Hyderabad man’s green tuk-tuk goes to United Kingdom

Published Sep 14, 2016, 1:19 am IST
Updated Sep 14, 2016, 9:37 am IST
Naveen travels 14,000 km in solar vehicle.
Naveen Rabelli poses with his tuk-tuk during an event in Belgrade, Serbia.
 Naveen Rabelli poses with his tuk-tuk during an event in Belgrade, Serbia.

Hyderabad: A 35-year old Indian engineer has completed an epic journey of 14,000 kilometres on a solar-powered autorickshaw.

Naveen Rabelli, originally from Hyderabad, started his journey from Bengaluru in February and reached London — the final leg of his journey — on Saturday, September 10. He crossed a total of 11 countries over the course of eight months.


Rabelli, an automotive engineer, converted a Piaggio Apé to feed from the Sun back in 2014. He was stuck in traffic when the idea of converting auto-rickshaws to draw solar power occurred to him.

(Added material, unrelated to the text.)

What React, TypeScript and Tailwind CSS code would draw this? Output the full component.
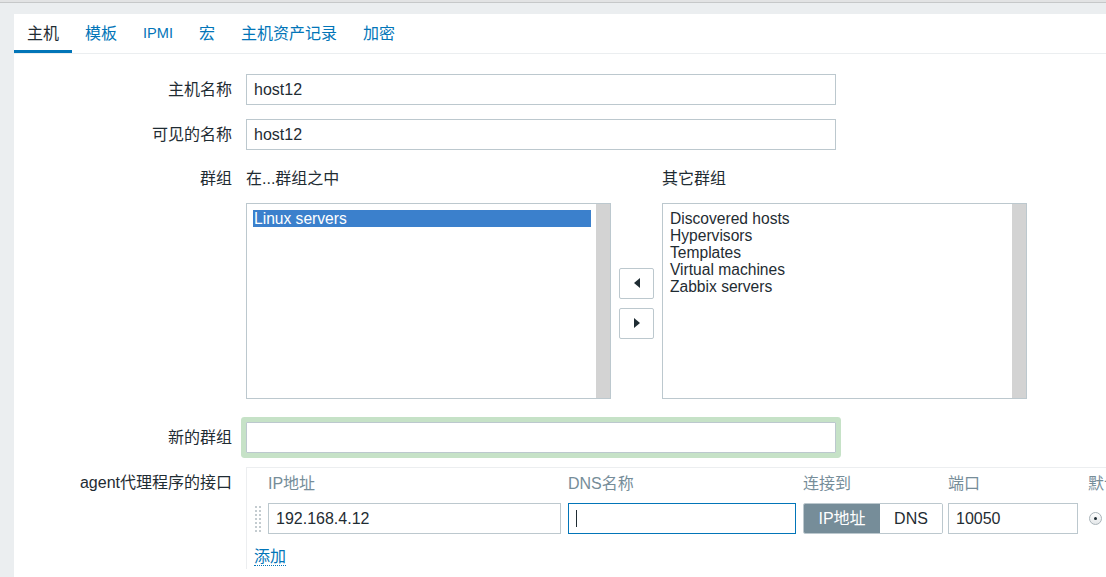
import React from 'react'

const font = { fontFamily: '"Liberation Sans", "Noto Sans CJK SC", sans-serif' }

const tabs = ['主机', '模板', 'IPMI', '宏', '主机资产记录', '加密']
const otherGroups = ['Discovered hosts', 'Hypervisors', 'Templates', 'Virtual machines', 'Zabbix servers']

function Label({ children, className = '' }: { children: React.ReactNode; className?: string }) {
    return (
        <div className={`w-[218px] shrink-0 text-right text-[16px] text-[#1f2c33] ${className}`}>
            {children}
        </div>
    )
}

function TextInput({ value, className = '' }: { value: string; className?: string }) {
    return (
        <div className={`h-[31px] border border-[#bcc8ce] bg-white px-[7px] flex items-center text-[16px] text-[#1f2c33] ${className}`}>
            {value}
        </div>
    )
}

function Triangle({ dir }: { dir: 'left' | 'right' }) {
    return (
        <svg width="8" height="10" viewBox="0 0 8 10">
            {dir === 'left' ? <path d="M7 0 L7 10 L1 5 Z" fill="#1f2c33" /> : <path d="M1 0 L1 10 L7 5 Z" fill="#1f2c33" />}
        </svg>
    )
}

function ListBox({ items, selected }: { items: string[]; selected?: string }) {
    return (
        <div className="w-[365px] h-[196px] border border-[#bcc8ce] bg-white flex">
            <div className="flex-1 pt-[6px] pl-[6px] pr-[5px]">
                {items.map(item => (
                    <div
                        key={item}
                        className={`h-[17px] leading-[17px] text-[15.6px] pl-[1px] ${item === selected ? 'bg-[#3b80cc] text-white' : 'text-[#1f2c33]'}`}
                    >
                        {item}
                    </div>
                ))}
            </div>
            <div className="w-[14px] bg-[#d3d3d3]" />
        </div>
    )
}

export default function App() {
    return (
        <div className="h-[577px] w-[1106px] overflow-hidden bg-[#ebeef0]" style={font}>
            <div className="h-[3px] bg-[#e2e3e4] border-b border-[#c6c8c9]" />
            <div className="ml-[14px] mt-[11px] w-[1120px] bg-white pb-[40px]">
                {/* tabs */}
                <div className="flex h-[40px] border-b border-[#ebeef0]">
                    {tabs.map((t, i) => (
                        <div
                            key={t}
                            className={`px-[13px] flex items-center ${t === 'IPMI' ? 'text-[14.6px]' : 'text-[16px]'} ${i === 0 ? 'text-[#1f2c33] border-b-[3px] border-[#0275b8] pt-[3px]' : 'text-[#0275b8]'}`}
                        >
                            {t}
                        </div>
                    ))}
                </div>

                {/* host name */}
                <div className="mt-[20px] flex items-center">
                    <Label>主机名称</Label>
                    <TextInput value="host12" className="ml-[14px] w-[590px]" />
                </div>
                <div className="mt-[14px] flex items-center">
                    <Label>可见的名称</Label>
                    <TextInput value="host12" className="ml-[14px] w-[590px]" />
                </div>

                {/* groups */}
                <div className="mt-[19px] flex">
                    <Label className="leading-[20px]">群组</Label>
                    <div className="ml-[14px]">
                        <div className="flex text-[16px] leading-[20px] text-[#1f2c33]">
                            <div className="w-[416px]">在...群组之中</div>
                            <div>其它群组</div>
                        </div>
                        <div className="mt-[14px] flex">
                            <ListBox items={['Linux servers']} selected="Linux servers" />
                            <div className="w-[51px] flex flex-col items-center justify-center gap-[9px] pt-[4px]">
                                <div className="w-[35px] h-[31px] border border-[#bcc8ce] rounded-[2px] bg-white flex items-center justify-center">
                                    <Triangle dir="left" />
                                </div>
                                <div className="w-[35px] h-[31px] border border-[#bcc8ce] rounded-[2px] bg-white flex items-center justify-center">
                                    <Triangle dir="right" />
                                </div>
                            </div>
                            <ListBox items={otherGroups} />
                        </div>
                    </div>
                </div>

                {/* new group */}
                <div className="mt-[23px] flex items-center">
                    <Label>新的群组</Label>
                    <div className="ml-[14px] w-[590px] h-[31px] border border-[#bcc8ce] bg-white rounded-[1px] shadow-[0_0_0_5px_#c6e2c7]" />
                </div>

                {/* agent interfaces */}
                <div className="mt-[14px] flex">
                    <Label className="pt-[6px] leading-[20px]">agent代理程序的接口</Label>
                    <div className="ml-[14px] flex-1 border-t border-l border-[#eceef0] pl-[6px] pt-[6px]">
                        <div className="flex text-[16px] leading-[20px] text-[#768d99] whitespace-nowrap">
                            <div className="w-[15px]" />
                            <div className="w-[300px]">IP地址</div>
                            <div className="w-[235px]">DNS名称</div>
                            <div className="w-[145px]">连接到</div>
                            <div className="w-[140px]">端口</div>
                            <div>默认</div>
                        </div>
                        <div className="mt-[9px] flex items-center">
                            <div className="w-[15px] flex justify-start pl-[1px]">
                                <svg width="9" height="28" viewBox="0 0 9 28">
                                    {[0, 1, 2, 3, 4, 5, 6].map(r =>
                                        [0, 1].map(c => (
                                            <rect key={`${r}-${c}`} x={1 + c * 4} y={1 + r * 4} width="2" height="2" fill="#c4ccd0" />
                                        )),
                                    )}
                                </svg>
                            </div>
                            <TextInput value="192.168.4.12" className="w-[293px]" />
                            <div className="ml-[7px] w-[228px] h-[31px] border border-[#0275b8] bg-white flex items-center pl-[7px]">
                                <div className="w-[1px] h-[17px] bg-[#1f2c33]" />
                            </div>
                            <div className="ml-[7px] w-[140px] h-[31px] flex rounded-[2px] overflow-hidden border border-[#bcc8ce] text-[16px]">
                                <div className="w-[76px] bg-[#768d99] text-white flex items-center justify-center">IP地址</div>
                                <div className="flex-1 bg-white text-[#1f2c33] flex items-center justify-center">DNS</div>
                            </div>
                            <TextInput value="10050" className="ml-[5px] w-[130px]" />
                            <div className="ml-[11px] w-[13px] h-[13px] rounded-full border border-[#aab4b9] bg-gradient-to-b from-white to-[#e4e7e9] flex items-center justify-center">
                                <div className="w-[3px] h-[3px] rounded-full bg-[#1f2c33]" />
                            </div>
                        </div>
                        <div className="mt-[11px] pl-[1px]">
                            <span className="text-[16px] text-[#0275b8] border-b border-dotted border-[#0275b8] leading-[19px]">添加</span>
                        </div>
                    </div>
                </div>
            </div>
        </div>
    )
}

Soon, he purchased the vehicle using his savings and two years later, after funds arrived from the Telangana tourism board, Rabelli set off on his overlanding adventure.

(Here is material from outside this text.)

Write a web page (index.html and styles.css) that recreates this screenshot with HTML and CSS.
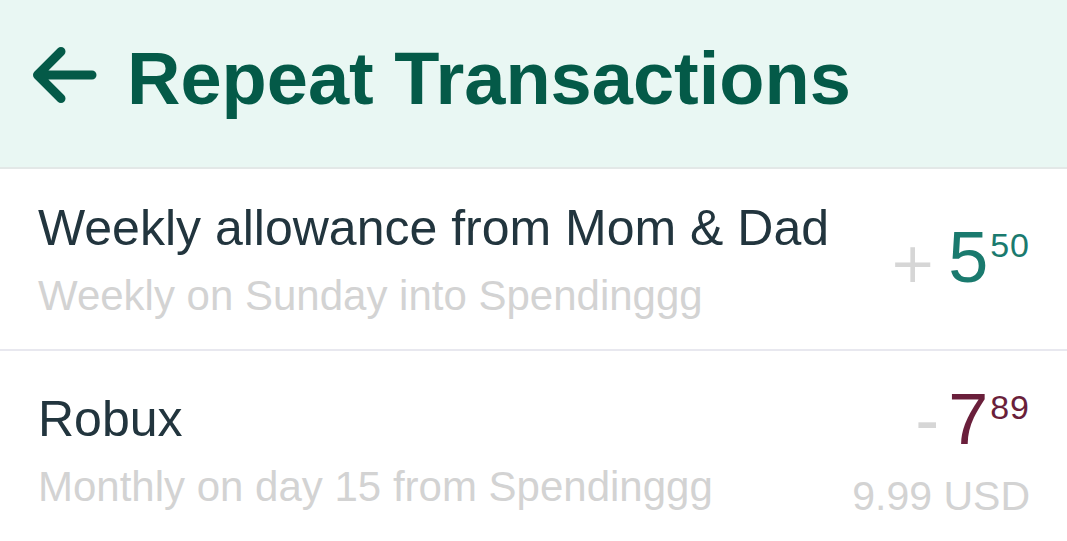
FILE: index.html
```html
<!DOCTYPE html>
<html lang="en">
<head>
    <meta charset="UTF-8">
    <meta name="viewport" content="width=device-width, initial-scale=1.0">
    <title>Repeat Transactions</title>
    <link rel="stylesheet" href="styles.css">
</head>

<body>
    <header class="top-bar">
        <svg class="back-arrow" width="68" height="58" viewBox="0 0 68 58" aria-hidden="true">
            <path d="M63 29 H8.5 M32 5.5 L8.5 29 L32 52.5" fill="none" stroke="#045a48" stroke-width="9" stroke-linecap="round" stroke-linejoin="round"/>
        </svg>
        <h1>Repeat Transactions</h1>
    </header>

    <main class="list">
        <div class="row">
            <div class="info">
                <div class="title">Weekly allowance from Mom &amp; Dad</div>
                <div class="sub">Weekly on Sunday into Spendinggg</div>
            </div>
            <div class="money">
                <div class="amount income">
                    <span class="sign plus">+</span><span class="whole">5</span><span class="cents">50</span>
                </div>
            </div>
        </div>

        <div class="row">
            <div class="info">
                <div class="title">Robux</div>
                <div class="sub">Monthly on day 15 from Spendinggg</div>
            </div>
            <div class="money">
                <div class="amount expense">
                    <span class="sign minus">-</span><span class="whole">7</span><span class="cents">89</span>
                </div>
                <div class="orig">9.99 USD</div>
            </div>
        </div>
    </main>
</body>
</html>
```

FILE: styles.css
```css
/* General Styles */
* {
    margin: 0;
    padding: 0;
    box-sizing: border-box;
}

html, body {
    font-family: 'Liberation Sans', Arial, sans-serif;
    background: #ffffff;
    color: #22353e;
    height: 100%;
    overflow: hidden;
}

/* Header */
.top-bar {
    height: 169px;
    display: flex;
    align-items: center;
    gap: 30px;
    padding: 0 0 9px 29px;
    background: #e9f7f3;
    border-bottom: 2px solid #e3e8e7;
}

.back-arrow {
    flex-shrink: 0;
    margin-bottom: 8px;
}

.top-bar h1 {
    font-size: 74px;
    line-height: 84px;
    font-weight: bold;
    color: #045a48;
}

/* Transaction rows */
.row {
    display: flex;
    justify-content: space-between;
    align-items: center;
    padding: 30px 37px 29px 38px;
    border-bottom: 2px solid #e8e8ef;
}

.info .title {
    font-size: 50px;
    line-height: 58px;
    color: #22353e;
}

.info .sub {
    margin-top: 15px;
    font-size: 42px;
    line-height: 48px;
    color: #d3d3d3;
}

.money {
    display: flex;
    flex-direction: column;
    align-items: flex-end;
}

.amount {
    font-size: 72px;
    line-height: 76px;
    white-space: nowrap;
}

.amount .sign {
    color: #d6d6d6;
}

.amount .plus {
    font-family: 'DejaVu Sans', sans-serif;
    font-size: 56px;
    margin-right: 12px;
}

.amount .minus {
    margin-right: 9px;
}

.amount .cents {
    font-size: 34px;
    line-height: 1;
    vertical-align: 25px;
    margin-left: 2px;
    letter-spacing: 1px;
}

.income .whole, .income .cents {
    color: #1a7a6e;
}

.expense .whole, .expense .cents {
    color: #6a1f3b;
}

.orig {
    margin-top: 16px;
    font-size: 41px;
    line-height: 46px;
    color: #d3d3d3;
}
```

“I set off from Bengaluru, took a ship to Iran and that was the start of the big journey,” he told the Deccan Chronicle.

Besides two blown batteries, a flat tyre in Vienna and the theft of his passport in Paris, the journey, according to Rabelli, was “fantastic”.

“I met hundreds of people. The tuk-tuk brought a smile on so many faces and just seeing everyone gathered around the vehicle with their questions was motivation enough. I spent no cash on fuel, stayed at perhaps just five hotels and yeah, made lots of friends.”

Rabelli’s vehicle was converted to accomodate living space and photographs reveal hundreds of the messages on the vehicle’s walls. Travelling through the vastness of Iran and Turkey, Rabelli admits the terrain was challenging.

“There is this incident I remember. I was suffering from a sore throat when one of the villagers in Iran offered me this strange cigarette. I thought it was drugs and tried to politely refuse but the local insisted I smoke it.”

“Turns out, it was a common form of medication for sore throat there — and it was horse dung. My throat was fine after that,” he said.

The engineer - through his Mission Tejas - is advocating the use of zero-emission vehicles and is asking the world to cut down on carbon emissions. “I’m quite small to have a message for the entire world, frankly. All I wanted was to show people that it’s possible to travel long distances without fuel - without harming the environment. I hope, through my journey, the young generation start thinking up new ideas and technology that have the potential of saving the planet.”

Rabelli is now set for a big reception in London and is being invited to talk at an event on Tuesday - to promote zero-emissions living.